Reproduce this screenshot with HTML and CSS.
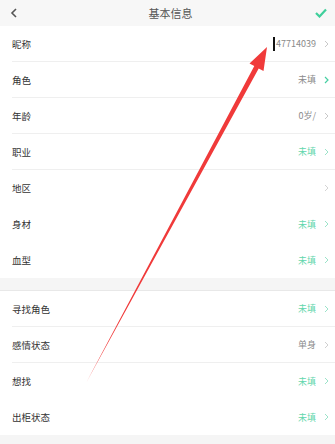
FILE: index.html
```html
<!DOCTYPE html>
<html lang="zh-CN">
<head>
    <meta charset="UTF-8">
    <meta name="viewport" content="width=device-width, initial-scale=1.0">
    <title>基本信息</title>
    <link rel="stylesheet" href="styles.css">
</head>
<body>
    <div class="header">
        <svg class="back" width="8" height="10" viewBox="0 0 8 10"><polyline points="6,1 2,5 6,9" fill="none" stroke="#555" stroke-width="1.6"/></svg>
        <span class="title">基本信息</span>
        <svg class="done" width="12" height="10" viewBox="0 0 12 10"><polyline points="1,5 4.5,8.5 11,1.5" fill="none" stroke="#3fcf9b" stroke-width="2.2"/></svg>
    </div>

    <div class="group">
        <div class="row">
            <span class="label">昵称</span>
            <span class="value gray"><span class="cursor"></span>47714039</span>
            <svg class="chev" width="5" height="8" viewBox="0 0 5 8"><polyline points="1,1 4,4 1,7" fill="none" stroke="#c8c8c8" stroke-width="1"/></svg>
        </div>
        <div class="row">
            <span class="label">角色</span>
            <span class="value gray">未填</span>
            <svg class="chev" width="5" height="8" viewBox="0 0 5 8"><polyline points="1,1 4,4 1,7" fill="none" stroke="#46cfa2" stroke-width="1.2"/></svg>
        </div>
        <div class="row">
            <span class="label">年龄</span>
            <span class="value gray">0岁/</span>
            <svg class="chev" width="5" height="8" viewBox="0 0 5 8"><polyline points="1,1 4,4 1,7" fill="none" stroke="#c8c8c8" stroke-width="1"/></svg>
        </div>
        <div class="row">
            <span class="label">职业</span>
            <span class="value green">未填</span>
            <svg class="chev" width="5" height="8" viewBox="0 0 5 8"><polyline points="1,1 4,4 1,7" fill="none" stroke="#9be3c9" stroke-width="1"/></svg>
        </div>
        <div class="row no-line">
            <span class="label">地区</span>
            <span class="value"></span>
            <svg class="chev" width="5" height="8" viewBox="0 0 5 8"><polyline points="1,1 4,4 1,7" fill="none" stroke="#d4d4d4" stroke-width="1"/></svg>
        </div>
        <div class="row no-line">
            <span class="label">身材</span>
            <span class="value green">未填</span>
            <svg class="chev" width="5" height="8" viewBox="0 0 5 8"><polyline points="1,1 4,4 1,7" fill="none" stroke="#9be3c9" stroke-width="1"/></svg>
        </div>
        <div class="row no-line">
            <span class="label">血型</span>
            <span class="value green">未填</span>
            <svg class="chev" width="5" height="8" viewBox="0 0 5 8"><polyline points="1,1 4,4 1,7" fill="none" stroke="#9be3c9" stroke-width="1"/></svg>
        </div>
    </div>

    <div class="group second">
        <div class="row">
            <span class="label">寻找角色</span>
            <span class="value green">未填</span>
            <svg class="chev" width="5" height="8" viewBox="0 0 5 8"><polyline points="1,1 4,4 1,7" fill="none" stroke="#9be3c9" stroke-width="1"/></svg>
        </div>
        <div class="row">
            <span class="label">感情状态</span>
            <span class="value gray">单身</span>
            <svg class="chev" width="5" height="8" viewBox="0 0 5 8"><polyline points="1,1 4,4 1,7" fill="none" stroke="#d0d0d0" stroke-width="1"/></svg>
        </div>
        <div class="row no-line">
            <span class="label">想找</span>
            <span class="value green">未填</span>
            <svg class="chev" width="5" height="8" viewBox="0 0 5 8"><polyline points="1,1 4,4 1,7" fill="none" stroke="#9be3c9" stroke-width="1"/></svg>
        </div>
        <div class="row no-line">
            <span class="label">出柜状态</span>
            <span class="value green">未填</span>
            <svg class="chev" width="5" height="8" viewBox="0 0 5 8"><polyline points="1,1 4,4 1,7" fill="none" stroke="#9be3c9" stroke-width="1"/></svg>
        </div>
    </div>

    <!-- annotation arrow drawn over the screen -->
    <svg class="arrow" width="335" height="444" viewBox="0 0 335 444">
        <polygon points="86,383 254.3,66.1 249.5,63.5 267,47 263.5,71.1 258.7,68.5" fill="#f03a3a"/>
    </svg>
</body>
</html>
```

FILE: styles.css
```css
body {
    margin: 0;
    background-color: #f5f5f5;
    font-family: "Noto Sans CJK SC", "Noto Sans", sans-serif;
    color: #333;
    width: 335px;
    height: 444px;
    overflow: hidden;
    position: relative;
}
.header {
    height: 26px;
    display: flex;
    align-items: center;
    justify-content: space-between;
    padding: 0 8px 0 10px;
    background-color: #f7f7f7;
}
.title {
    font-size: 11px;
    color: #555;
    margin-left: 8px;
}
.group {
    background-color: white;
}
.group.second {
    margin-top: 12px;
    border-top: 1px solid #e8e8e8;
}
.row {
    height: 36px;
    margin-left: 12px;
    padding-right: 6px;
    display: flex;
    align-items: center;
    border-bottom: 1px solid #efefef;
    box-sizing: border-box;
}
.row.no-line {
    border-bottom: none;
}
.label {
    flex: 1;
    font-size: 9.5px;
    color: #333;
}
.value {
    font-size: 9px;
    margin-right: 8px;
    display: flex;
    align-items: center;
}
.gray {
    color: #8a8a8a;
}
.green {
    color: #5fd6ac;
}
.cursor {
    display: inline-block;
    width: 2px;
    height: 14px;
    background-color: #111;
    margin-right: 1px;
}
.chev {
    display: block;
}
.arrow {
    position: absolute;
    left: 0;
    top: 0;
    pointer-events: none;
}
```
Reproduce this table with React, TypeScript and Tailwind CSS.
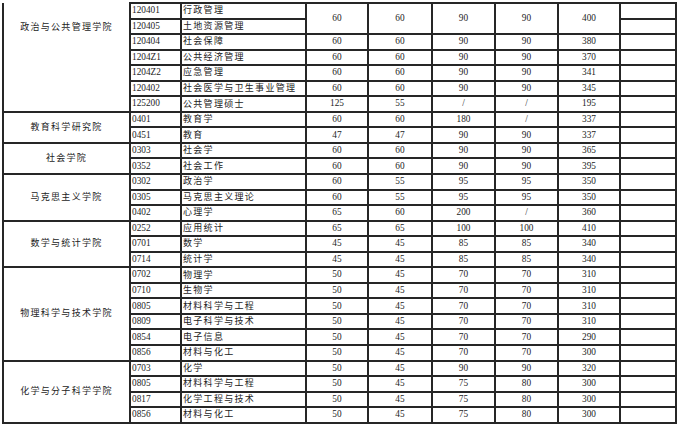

◆ **YOUR GOAL**: Transcribe all of the records above character for character. Exclude the pictures.

◆ **TASK OUTPUT**:
Reproduce this screenshot with HTML and CSS.
FILE: index.html
```html
<!DOCTYPE html>
<html lang="zh-CN">
<head>
    <meta charset="UTF-8">
    <meta name="viewport" content="width=device-width, initial-scale=1.0">
    <title>基本信息</title>
    <link rel="stylesheet" href="styles.css">
</head>
<body>
    <div class="header">
        <svg class="back" width="8" height="10" viewBox="0 0 8 10"><polyline points="6,1 2,5 6,9" fill="none" stroke="#555" stroke-width="1.6"/></svg>
        <span class="title">基本信息</span>
        <svg class="done" width="12" height="10" viewBox="0 0 12 10"><polyline points="1,5 4.5,8.5 11,1.5" fill="none" stroke="#3fcf9b" stroke-width="2.2"/></svg>
    </div>

    <div class="group">
        <div class="row">
            <span class="label">昵称</span>
            <span class="value gray"><span class="cursor"></span>47714039</span>
            <svg class="chev" width="5" height="8" viewBox="0 0 5 8"><polyline points="1,1 4,4 1,7" fill="none" stroke="#c8c8c8" stroke-width="1"/></svg>
        </div>
        <div class="row">
            <span class="label">角色</span>
            <span class="value gray">未填</span>
            <svg class="chev" width="5" height="8" viewBox="0 0 5 8"><polyline points="1,1 4,4 1,7" fill="none" stroke="#46cfa2" stroke-width="1.2"/></svg>
        </div>
        <div class="row">
            <span class="label">年龄</span>
            <span class="value gray">0岁/</span>
            <svg class="chev" width="5" height="8" viewBox="0 0 5 8"><polyline points="1,1 4,4 1,7" fill="none" stroke="#c8c8c8" stroke-width="1"/></svg>
        </div>
        <div class="row">
            <span class="label">职业</span>
            <span class="value green">未填</span>
            <svg class="chev" width="5" height="8" viewBox="0 0 5 8"><polyline points="1,1 4,4 1,7" fill="none" stroke="#9be3c9" stroke-width="1"/></svg>
        </div>
        <div class="row no-line">
            <span class="label">地区</span>
            <span class="value"></span>
            <svg class="chev" width="5" height="8" viewBox="0 0 5 8"><polyline points="1,1 4,4 1,7" fill="none" stroke="#d4d4d4" stroke-width="1"/></svg>
        </div>
        <div class="row no-line">
            <span class="label">身材</span>
            <span class="value green">未填</span>
            <svg class="chev" width="5" height="8" viewBox="0 0 5 8"><polyline points="1,1 4,4 1,7" fill="none" stroke="#9be3c9" stroke-width="1"/></svg>
        </div>
        <div class="row no-line">
            <span class="label">血型</span>
            <span class="value green">未填</span>
            <svg class="chev" width="5" height="8" viewBox="0 0 5 8"><polyline points="1,1 4,4 1,7" fill="none" stroke="#9be3c9" stroke-width="1"/></svg>
        </div>
    </div>

    <div class="group second">
        <div class="row">
            <span class="label">寻找角色</span>
            <span class="value green">未填</span>
            <svg class="chev" width="5" height="8" viewBox="0 0 5 8"><polyline points="1,1 4,4 1,7" fill="none" stroke="#9be3c9" stroke-width="1"/></svg>
        </div>
        <div class="row">
            <span class="label">感情状态</span>
            <span class="value gray">单身</span>
            <svg class="chev" width="5" height="8" viewBox="0 0 5 8"><polyline points="1,1 4,4 1,7" fill="none" stroke="#d0d0d0" stroke-width="1"/></svg>
        </div>
        <div class="row no-line">
            <span class="label">想找</span>
            <span class="value green">未填</span>
            <svg class="chev" width="5" height="8" viewBox="0 0 5 8"><polyline points="1,1 4,4 1,7" fill="none" stroke="#9be3c9" stroke-width="1"/></svg>
        </div>
        <div class="row no-line">
            <span class="label">出柜状态</span>
            <span class="value green">未填</span>
            <svg class="chev" width="5" height="8" viewBox="0 0 5 8"><polyline points="1,1 4,4 1,7" fill="none" stroke="#9be3c9" stroke-width="1"/></svg>
        </div>
    </div>

    <!-- annotation arrow drawn over the screen -->
    <svg class="arrow" width="335" height="444" viewBox="0 0 335 444">
        <polygon points="86,383 254.3,66.1 249.5,63.5 267,47 263.5,71.1 258.7,68.5" fill="#f03a3a"/>
    </svg>
</body>
</html>
```

FILE: styles.css
```css
body {
    margin: 0;
    background-color: #f5f5f5;
    font-family: "Noto Sans CJK SC", "Noto Sans", sans-serif;
    color: #333;
    width: 335px;
    height: 444px;
    overflow: hidden;
    position: relative;
}
.header {
    height: 26px;
    display: flex;
    align-items: center;
    justify-content: space-between;
    padding: 0 8px 0 10px;
    background-color: #f7f7f7;
}
.title {
    font-size: 11px;
    color: #555;
    margin-left: 8px;
}
.group {
    background-color: white;
}
.group.second {
    margin-top: 12px;
    border-top: 1px solid #e8e8e8;
}
.row {
    height: 36px;
    margin-left: 12px;
    padding-right: 6px;
    display: flex;
    align-items: center;
    border-bottom: 1px solid #efefef;
    box-sizing: border-box;
}
.row.no-line {
    border-bottom: none;
}
.label {
    flex: 1;
    font-size: 9.5px;
    color: #333;
}
.value {
    font-size: 9px;
    margin-right: 8px;
    display: flex;
    align-items: center;
}
.gray {
    color: #8a8a8a;
}
.green {
    color: #5fd6ac;
}
.cursor {
    display: inline-block;
    width: 2px;
    height: 14px;
    background-color: #111;
    margin-right: 1px;
}
.chev {
    display: block;
}
.arrow {
    position: absolute;
    left: 0;
    top: 0;
    pointer-events: none;
}
```
Reproduce this table with React, TypeScript and Tailwind CSS.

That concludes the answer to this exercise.